In late May 2019 a new planning study was announced by Mainroads WA. The concept planned for Orrong Road to be substantially upgraded in the future to a four lane expressway, running in a trench structure along the current median from Graham Farmer Freeway to President Street, before rising onto a viaduct over Leach Highway and Division and Bell Streets. Service roads along each side would provide access to properties on Orrong Road. Overall support for the concept is high, with 87 percent of respondents supporting the concept in community consultation. The Town of Victoria Park, (which includes part of the Orrong Road Road reserve north of Wright Street, and all of it from Wright Street to Kew Street) has given support for the concept, noting the high level of community support. However they have noted some opposition to the removal of the existing trees in the median.
==Junctions==

LGA: Location; km; mi; Destinations; Notes
Victoria Park–Belmont boundary: Burswood–Lathlain–Rivervale tripoint; 0; 0.0; Great Eastern Highway (National Highway 94 / National Route 1) – Midland, Fremantle, Perth Airport; Northern terminus of Orrong Road starts just south of the interchange; Modified diamond interchange: additional northwest bound looped entrance ramp. Orrong Road continues as Graham Farmer Freeway northbound.

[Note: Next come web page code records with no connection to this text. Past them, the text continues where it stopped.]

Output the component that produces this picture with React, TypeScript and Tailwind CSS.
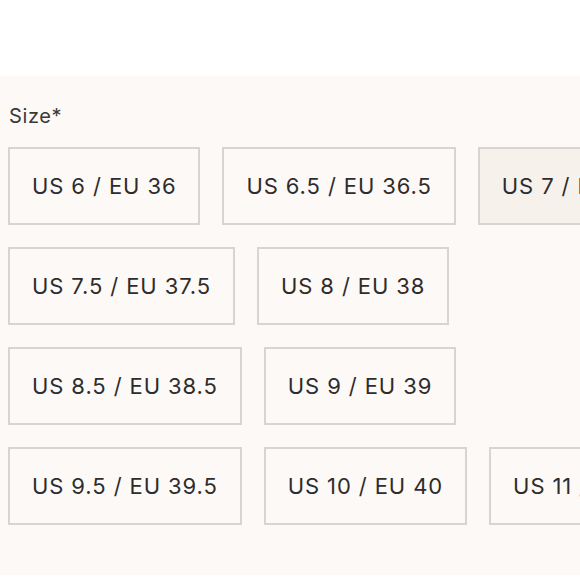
const rows: { label: string; active?: boolean }[][] = [
  [{ label: "US 6 / EU 36" }, { label: "US 6.5 / EU 36.5" }, { label: "US 7 / EU 37", active: true }],
  [{ label: "US 7.5 / EU 37.5" }, { label: "US 8 / EU 38" }],
  [{ label: "US 8.5 / EU 38.5" }, { label: "US 9 / EU 39" }],
  [{ label: "US 9.5 / EU 39.5" }, { label: "US 10 / EU 40" }, { label: "US 11 / EU 41" }],
]

export default function App() {
  return (
    <div className="w-[580px] h-[580px] overflow-hidden bg-white" style={{ fontFamily: "Inter, 'Open Sans', sans-serif" }}>
      <div className="mt-[76px] h-[499px] bg-[#fdf9f7] pl-2 pt-[26px]">
        <label className="block pl-px text-[20px] leading-[28px] tracking-[0.6px] text-[#3b3838]">Size*</label>
        <div className="mt-[17px] flex flex-col gap-[22px] w-[720px]">
          {rows.map((row, i) => (
            <div key={i} className="flex gap-[22px]">
              {row.map((size) => (
                <button
                  key={size.label}
                  className={`h-[78px] shrink-0 whitespace-nowrap border-2 border-[#d8d4d1] px-[22px] text-[22px] tracking-[0.9px] text-[#2e2c2c] ${
                    size.active ? "bg-[#f7f1ec]" : "bg-[#fdf9f7]"
                  }`}
                >
                  {size.label}
                </button>
              ))}
            </div>
          ))}
        </div>
      </div>
    </div>
  )
}
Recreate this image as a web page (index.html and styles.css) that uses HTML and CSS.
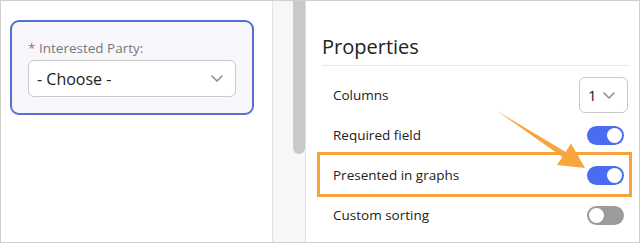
FILE: index.html
```html
<!DOCTYPE html>
<html>
<head>
    <title>Field Properties</title>
    <link rel="stylesheet" href="styles.css">
</head>
<body>
    <div class="frame">
        <!-- Form preview -->
        <div class="form-pane">
            <div class="field-card">
                <label class="field-label"><span class="req">*</span> Interested Party:</label>
                <div class="select select-wide">
                    <span>- Choose -</span>
                    <svg class="chevron" width="12" height="7" viewBox="0 0 12 7"><path d="M1 1l5 5 5-5" fill="none" stroke="#8f8f8f" stroke-width="1.6" stroke-linecap="round" stroke-linejoin="round"/></svg>
                </div>
            </div>
        </div>

        <div class="gutter"><div class="thumb"></div></div>

        <!-- Properties panel -->
        <div class="props-pane">
            <h2 class="props-title">Properties</h2>

            <div class="prop-row">
                <span>Columns</span>
                <div class="select select-small">
                    <span>1</span>
                    <svg class="chevron" width="12" height="7" viewBox="0 0 12 7"><path d="M1 1l5 5 5-5" fill="none" stroke="#8f8f8f" stroke-width="1.6" stroke-linecap="round" stroke-linejoin="round"/></svg>
                </div>
            </div>
            <div class="prop-row">
                <span>Required field</span>
                <div class="toggle on"><div class="knob"></div></div>
            </div>
            <div class="prop-row">
                <span>Presented in graphs</span>
                <div class="toggle on"><div class="knob"></div></div>
            </div>
            <div class="prop-row">
                <span>Custom sorting</span>
                <div class="toggle"><div class="knob"></div></div>
            </div>

            <div class="highlight"></div>
        </div>

        <svg class="arrow" width="640" height="243" viewBox="0 0 640 243">
            <polygon points="497,111 565.6,151.9 571,143.5 585,168 557,165 562.4,156.9" fill="#f7a53c"/>
        </svg>
    </div>
</body>
</html>
```

FILE: styles.css
```css
body { margin: 0; font-family: "Open Sans", "Noto Sans", sans-serif; color: #222; }
.frame { position: relative; display: flex; width: 640px; height: 243px; box-sizing: border-box; border: 1px solid #cfcfcf; background: #fff; overflow: hidden; }

.form-pane { width: 272px; flex: none; border-right: 1px solid #e2e2e2; padding: 19px 0 0 9px; box-sizing: border-box; }
.field-card { width: 244px; box-sizing: border-box; border: 2px solid #5470d4; border-radius: 9px; background: #f8f8fc; padding: 17px 16px 16px 16px; }
.field-label { display: block; font-size: 13.5px; line-height: 18px; color: #777; font-weight: 500; margin-bottom: 3px; }
.req { color: #c75a72; }

.select { display: flex; align-items: center; justify-content: space-between; box-sizing: border-box; border: 1px solid #c9c9c9; border-radius: 6px; background: #fff; }
.select-wide { width: 208px; height: 37px; padding: 0 12px 0 8px; font-size: 16px; color: #222; }
.select-small { width: 49px; height: 36px; padding: 0 12px 0 8px; font-size: 15px; }

.gutter { width: 33px; flex: none; box-sizing: border-box; border-right: 1px solid #e2e2e2; background: #f7f7f7; display: flex; justify-content: flex-end; align-items: flex-start; }
.thumb { width: 12px; height: 153px; background: #c9c9c9; border-radius: 0 0 6px 6px; }

.props-pane { position: relative; flex: 1; padding: 32px 10px 0 16px; }
.props-title { margin: 0 0 9px; font-size: 20px; line-height: 28px; font-weight: 400; color: #222; padding-bottom: 4px; border-bottom: 1px solid #e6e6e6; }
.prop-row { display: flex; align-items: center; justify-content: space-between; height: 40px; padding: 0 5px 0 11px; font-size: 13.5px; font-weight: 500; }
.prop-row:first-of-type { padding-right: 1px; }

.toggle { position: relative; width: 37px; height: 19px; border-radius: 10px; background: #9b9b9b; }
.toggle.on { background: #4b6cf1; }
.knob { position: absolute; top: 2px; left: 2px; width: 15px; height: 15px; border-radius: 50%; background: #fff; }
.toggle.on .knob { left: auto; right: 2px; }

.highlight { position: absolute; left: 11px; top: 151px; width: 315px; height: 45px; box-sizing: border-box; border: 3px solid #f5a33c; }
.arrow { position: absolute; left: -1px; top: -1px; pointer-events: none; }
```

Lathlain–Rivervale boundary: 0.6; 0.37; Francisco Street northeast – Belmont Francisco Place southwest; Traffic light intersection
Lathlain–Rivervale–Carlisle tripoint: 1.2; 0.75; Roberts Road – Victoria Park
Rivervale–Carlisle boundary: 1.5; 0.93; Alexander Road
1.7: 1.1; Archer Street – Victoria Park; Traffic light intersection
Carlisle–Kewdale boundary: 2.1; 1.3; Wright Street northeast – Cloverdale Galaxy Way southwest; Traffic light intersection with full movements between Orrong Road and Wright Street only. Galaxy Way unsignalised, northbound left in only
2.7: 1.7; Oats Street – East Victoria Park, Bentley, Cloverdale; Traffic light intersection
Victoria Park–Belmont–Canning tripoint: Carlisle–Kewdale–Welshpool tripoint; 3.2; 2.0; Briggs Street
Belmont–Canning boundary: Kewdale–Welshpool boundary; 3.8; 2.4; Leach Highway (State Route 7) – Fremantle, Wilson, Perth Airport; Diamond interchange (Leach Highway free flowing)
4.1: 2.5; Bell Street northeast Division Street southwest; Traffic light intersection
Canning: Welshpool; 4.7; 2.9; Pilbara Street; Traffic light intersection
5.1: 3.2; Kewdale Road – Kewdale, Perth Airport; Traffic light intersection
6.1: 3.8; Kurnall Road
7: 4.3; McDowell Street – East Victoria Park, Beckenham; Traffic light intersection, main connection to Welshpool Road.
Welshpool–East Cannington boundary: 7.7; 4.8; Felspar Street – East Victoria Park, East Cannington, Beckenham
8.1: 5.0; Roe Highway (State Route 3) – Perth, Rockingham, Midland; Southern terminus of Orrong Road, continues as Welshpool Road East southeast bound; Diamond interchange (Roe Highway free-flowing).